Ce récit est particulièrement intéressant du fait qu’il présente habilement les aspects liés à l’écriture du texte « fou », au point de perdre le lecteur. L’hermétisme lié à une expérience non-partagée par ce dernier mais aussi l’abondance de discours qui s’emportent et le manque de repères spatio-temporels en sont représentatifs. Le manque d’indications dans l’alternance des passages dans lesquels le narrateur analyse de manière lucide son état, vit une crise de folie ou a conscience d’en vivre une rend également la lecture assez complexe. Cependant, l’intérêt principal repose justement sur ces expériences fascinantes que vit le narrateur, qui tente de les transmettre à travers de riches images, donnant finalement à la déraison un aspect séduisant regretté quelque peu une fois la guérison atteinte.

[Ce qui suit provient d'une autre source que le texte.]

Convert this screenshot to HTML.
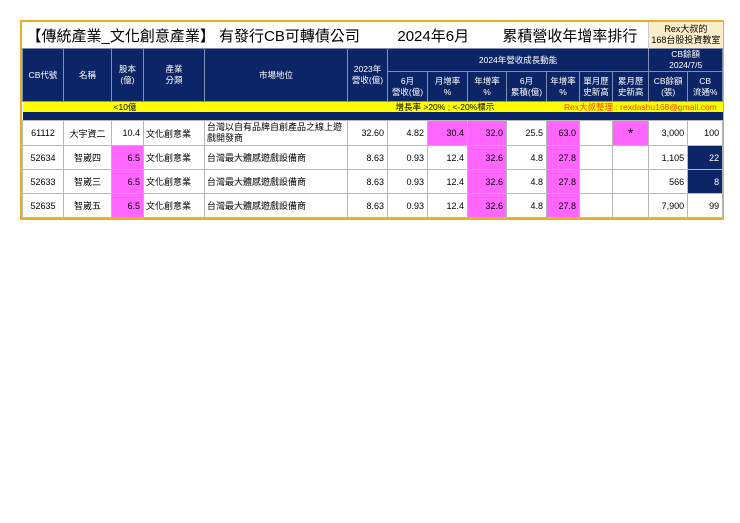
<!DOCTYPE html>
<html><head><meta charset="utf-8"><style>
body{margin:0;background:#fff;width:740px;height:523px;position:relative;font-family:"Liberation Sans","Noto Sans CJK TC",sans-serif;}
.wrap{position:absolute;left:20px;top:20px;width:700px;border:2px solid #e8b020;}
table{border-collapse:collapse;table-layout:fixed;width:700px;}
td{padding:0;font-size:9px;overflow:hidden;white-space:nowrap;}
.t td{height:26px;}
.h td{background:#0c2566;color:#fff;text-align:center;border:1px solid #8090b0;line-height:11px;font-size:8.5px;}
.d td{border:1px solid #b8b8b8;text-align:right;padding-right:3px;color:#000;font-size:9px;}
.d td.c{text-align:center;padding:0;}
.d td.l{text-align:left;padding-left:2px;}
.p{background:#ff66ff;}
.n{background:#0c2566;color:#fff!important;}
</style></head><body>
<div class="wrap">
<table>
<colgroup><col style="width:41px"><col style="width:48px"><col style="width:32px"><col style="width:61px"><col style="width:143px"><col style="width:40px"><col style="width:40px"><col style="width:40px"><col style="width:39px"><col style="width:40px"><col style="width:33px"><col style="width:33px"><col style="width:36px"><col style="width:39px"><col style="width:35px"></colgroup>
<tr class="t"><td colspan="13" style="font-size:15px;padding-left:4px;">【傳統產業_文化創意產業】 有發行CB可轉債公司 &nbsp;&nbsp;&nbsp;&nbsp;&nbsp;&nbsp;&nbsp;&nbsp;2024年6月&nbsp;&nbsp;&nbsp;&nbsp;&nbsp;&nbsp;&nbsp;&nbsp;累積營收年增率排行</td><td colspan="2" style="background:#fdeecb;text-align:center;font-size:9px;line-height:11px;border-left:1px solid #ccc;">Rex大叔的<br>168台股投資教室</td></tr>
<tr class="h"><td rowspan="2">CB代號</td><td rowspan="2">名稱</td><td rowspan="2">股本<br>(億)</td><td rowspan="2">產業<br>分類</td><td rowspan="2">市場地位</td><td rowspan="2">2023年<br>營收(億)</td><td colspan="7" style="height:20px">2024年營收成長動能</td><td colspan="2">CB餘額<br>2024/7/5</td></tr>
<tr class="h"><td style="height:29px">6月<br>營收(億)</td><td>月增率<br>%</td><td>年增率<br>%</td><td>6月<br>累積(億)</td><td>年增率<br>%</td><td>單月歷<br>史新高</td><td>累月歷<br>史新高</td><td>CB餘額<br>(張)</td><td>CB<br>流通%</td></tr>
<tr style="background:#ffff00;"><td colspan="15" style="position:relative;font-size:8.5px;height:10px;line-height:10px;"><span style="position:absolute;left:91px;top:0;">&lt;10億</span><span style="position:absolute;left:373px;top:0;">增長率 &gt;20% ; &lt;-20%標示</span><span style="position:absolute;right:6px;top:0;color:#ff4000;">Rex大叔整理 : rexdashu168@gmail.com</span></td></tr>
<tr style="background:#0c2566;"><td colspan="15" style="height:8px"></td></tr>
<tr class="d"><td class="c" style="height:24px">61112</td><td class="c">大宇資二</td><td>10.4</td><td class="l">文化創意業</td><td class="l" style="white-space:normal;line-height:11px;">台灣以自有品牌自創產品之線上遊戲開發商</td><td>32.60</td><td>4.82</td><td class="p">30.4</td><td class="p">32.0</td><td>25.5</td><td class="p">63.0</td><td></td><td class="p c" style="font-size:14px;">*</td><td>3,000</td><td>100</td></tr>
<tr class="d"><td class="c" style="height:23px">52634</td><td class="c">智崴四</td><td class="p">6.5</td><td class="l">文化創意業</td><td class="l">台灣最大體感遊戲設備商</td><td>8.63</td><td>0.93</td><td>12.4</td><td class="p">32.6</td><td>4.8</td><td class="p">27.8</td><td></td><td></td><td>1,105</td><td class="n">22</td></tr>
<tr class="d"><td class="c" style="height:23px">52633</td><td class="c">智崴三</td><td class="p">6.5</td><td class="l">文化創意業</td><td class="l">台灣最大體感遊戲設備商</td><td>8.63</td><td>0.93</td><td>12.4</td><td class="p">32.6</td><td>4.8</td><td class="p">27.8</td><td></td><td></td><td>566</td><td class="n">8</td></tr>
<tr class="d"><td class="c" style="height:23px">52635</td><td class="c">智崴五</td><td class="p">6.5</td><td class="l">文化創意業</td><td class="l">台灣最大體感遊戲設備商</td><td>8.63</td><td>0.93</td><td>12.4</td><td class="p">32.6</td><td>4.8</td><td class="p">27.8</td><td></td><td></td><td>7,900</td><td>99</td></tr>
</table>
</div>
</body></html>
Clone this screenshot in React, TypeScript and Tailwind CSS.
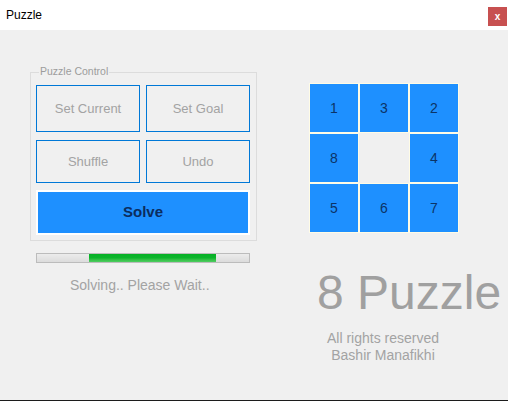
import React from 'react';

const tiles: (number | null)[] = [1, 3, 2, 8, null, 4, 5, 6, 7];

function ControlButton({ label, height }: { label: string; height: string }) {
  return (
    <button
      className={`w-[104px] ${height} border border-[#0078d7] bg-[#f0f0f0] text-[13px] text-[#a3a3a3] flex items-center justify-center`}
    >
      {label}
    </button>
  );
}

export default function App() {
  return (
    <div
      className="w-[508px] h-[401px] flex flex-col bg-[#f0f0f0] overflow-hidden"
      style={{ fontFamily: '"Liberation Sans", Arial, sans-serif' }}
    >
      {/* Title bar */}
      <div className="h-[30px] bg-white flex items-start justify-between shrink-0">
        <span className="ml-[6px] mt-[8px] text-[12px] leading-[14px] text-black">Puzzle</span>
        <button className="mt-[7px] mr-[1px] w-[19px] h-[19px] bg-[#c75050] text-white text-[10px] font-bold leading-none flex items-center justify-center">
          x
        </button>
      </div>

      {/* Client area */}
      <div className="flex-1 flex items-start border-b border-[#1c1c1c]">
        {/* Left column */}
        <div className="ml-[30px] mt-[42px] w-[227px] flex flex-col">
          <div className="relative border border-[#dcdcdc] pt-[12px] pl-[5px] pr-[6px] pb-[5px] flex flex-col">
            <span className="absolute left-[8px] top-[-8px] px-[1px] bg-[#f0f0f0] text-[10.5px] leading-[12px] text-[#9c9c9c]">
              Puzzle Control
            </span>
            <div className="flex gap-[6px]">
              <ControlButton label="Set Current" height="h-[47px]" />
              <ControlButton label="Set Goal" height="h-[47px]" />
            </div>
            <div className="flex gap-[6px] mt-[8px]">
              <ControlButton label="Shuffle" height="h-[43px]" />
              <ControlButton label="Undo" height="h-[43px]" />
            </div>
            <button className="mt-[7px] w-[214px] h-[45px] border-2 border-white bg-[#1e90ff] text-[15px] font-bold text-[#0b2d5e] flex items-center justify-center">
              Solve
            </button>
          </div>

          {/* Progress bar */}
          <div className="mt-[12px] ml-[6px] w-[214px] h-[10px] border border-[#bcbcbc] bg-gradient-to-b from-[#ececec] to-[#dcdcdc] flex">
            <div className="ml-[52px] w-[127px] h-full bg-gradient-to-b from-[#06b025] via-[#0bb52c] to-[#4fce62]" />
          </div>

          <span className="mt-[14px] ml-[40px] text-[14px] leading-[16px] text-[#a3a3a3]">
            Solving.. Please Wait..
          </span>
        </div>

        {/* Right column */}
        <div className="ml-[52px] mt-[53px] flex flex-col">
          <div className="grid grid-cols-3 w-[150px]">
            {tiles.map((t, i) =>
              t === null ? (
                <div key={i} className="w-[50px] h-[50px]" />
              ) : (
                <div
                  key={i}
                  className="w-[50px] h-[50px] border border-[#fffce6] bg-[#1e90ff] flex items-center justify-center text-[14px] text-[#0c3466]"
                >
                  {t}
                </div>
              )
            )}
          </div>

          <div className="mt-[36px] ml-[8px] text-[48px] leading-[48px] text-[#a0a0a0] whitespace-nowrap">
            8 Puzzle
          </div>

          <div className="mt-[13px] ml-[9px] w-[130px] flex flex-col items-center text-[14px] leading-[17px] text-[#a3a3a3] whitespace-nowrap">
            <span>All rights reserved</span>
            <span>Bashir Manafikhi</span>
          </div>
        </div>
      </div>
    </div>
  );
}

Le texte de Maupassant « Le Horla » exprime d’une manière un peu différente le sentiment de folie, bien que l’on retrouve, comme chez Nerval, un discours démantelé et pléthorique dans les moments qui relatent les crises. Le récit se présente sous la forme d’un journal intime dans lequel le narrateur fait part de ses angoisses. En effet, celui-ci ressent la présence d’un être invisible à ses côtés ayant un pouvoir grandissant sur lui et dont il cherche à se libérer. « Le Horla » offre deux niveaux de lectures possibles : un premier degré fantastique qui accepte la présence d’esprits ; un deuxième degré qui se rattache à l’idée que le narrateur est fou et est victime d’hallucinations qu’il tente d’expliquer de manière rationnelle sur la base de visions, d’expériences concrètes et d’une argumentation logique.
Ce type de texte présente une réflexion très enrichissante sur une réalité parfois peu considérée dans notre société et permet au lecteur de comprendre un peu mieux l’état de trouble dans lequel se trouve une personne atteinte de démence, ce qui constitue en soi une expérience fascinante.